● **Stated task**: Locate all lines in the data below that hold "styles" and show them.

────────────────────────────────────────

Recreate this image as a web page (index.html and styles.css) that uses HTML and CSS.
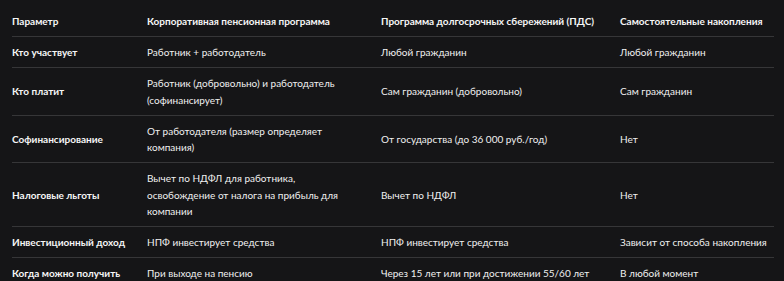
FILE: index.html
```html
<!DOCTYPE html>
<html lang="ru">
<head>
<meta charset="utf-8">
<title>Сравнение программ</title>
<link rel="stylesheet" href="styles.css">
</head>
<body>
<table class="cmp">
  <colgroup>
    <col class="c1"><col class="c2"><col class="c3"><col class="c4">
  </colgroup>
  <thead>
    <tr>
      <th>Параметр</th>
      <th>Корпоративная пенсионная программа</th>
      <th>Программа долгосрочных сбережений (ПДС)</th>
      <th>Самостоятельные накопления</th>
    </tr>
  </thead>
  <tbody>
    <tr>
      <th>Кто участвует</th>
      <td>Работник + работодатель</td>
      <td>Любой гражданин</td>
      <td>Любой гражданин</td>
    </tr>
    <tr>
      <th>Кто платит</th>
      <td>Работник (добровольно) и работодатель (софинансирует)</td>
      <td>Сам гражданин (добровольно)</td>
      <td>Сам гражданин</td>
    </tr>
    <tr>
      <th>Софинансирование</th>
      <td>От работодателя (размер определяет компания)</td>
      <td>От государства (до 36 000 руб./год)</td>
      <td>Нет</td>
    </tr>
    <tr>
      <th>Налоговые льготы</th>
      <td>Вычет по НДФЛ для работника, освобождение от налога на прибыль для компании</td>
      <td>Вычет по НДФЛ</td>
      <td>Нет</td>
    </tr>
    <tr>
      <th>Инвестиционный доход</th>
      <td>НПФ инвестирует средства</td>
      <td>НПФ инвестирует средства</td>
      <td>Зависит от способа накопления</td>
    </tr>
    <tr>
      <th>Когда можно получить</th>
      <td>При выходе на пенсию</td>
      <td>Через 15 лет или при достижении 55/60 лет</td>
      <td>В любой момент</td>
    </tr>
  </tbody>
</table>
</body>
</html>
```

FILE: styles.css
```css
html, body {
  margin: 0;
  padding: 0;
  background: #151517;
}
body {
  padding: 6px 10px 0 12px;
  font-family: "Lato", "Noto Sans", sans-serif;
  font-size: 10px;
  line-height: 16.5px;
  color: #f0f0f0;
}
.cmp {
  border-collapse: collapse;
  table-layout: fixed;
  width: 762px;
}
.c1 { width: 135px; }
.c2 { width: 234px; }
.c3 { width: 239px; }
.c4 { width: 154px; }
.cmp th,
.cmp td {
  text-align: left;
  vertical-align: middle;
  padding: 7px 8px 6.5px 0;
  border-bottom: 1px solid #363638;
}
.cmp th:first-child {
  padding-right: 2px;
}
.cmp th:last-child,
.cmp td:last-child {
  padding-right: 0;
}
.cmp th {
  font-weight: 700;
  color: #f6f6f6;
}
.cmp td {
  font-weight: 400;
}
.cmp td:nth-child(2) {
  padding-right: 18px;
}
```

────────────────────────────────────────

● **Task response**:
Recreate this image as a web page (index.html and styles.css) that uses HTML and CSS.
<link rel="stylesheet" href="styles.css">
FILE: styles.css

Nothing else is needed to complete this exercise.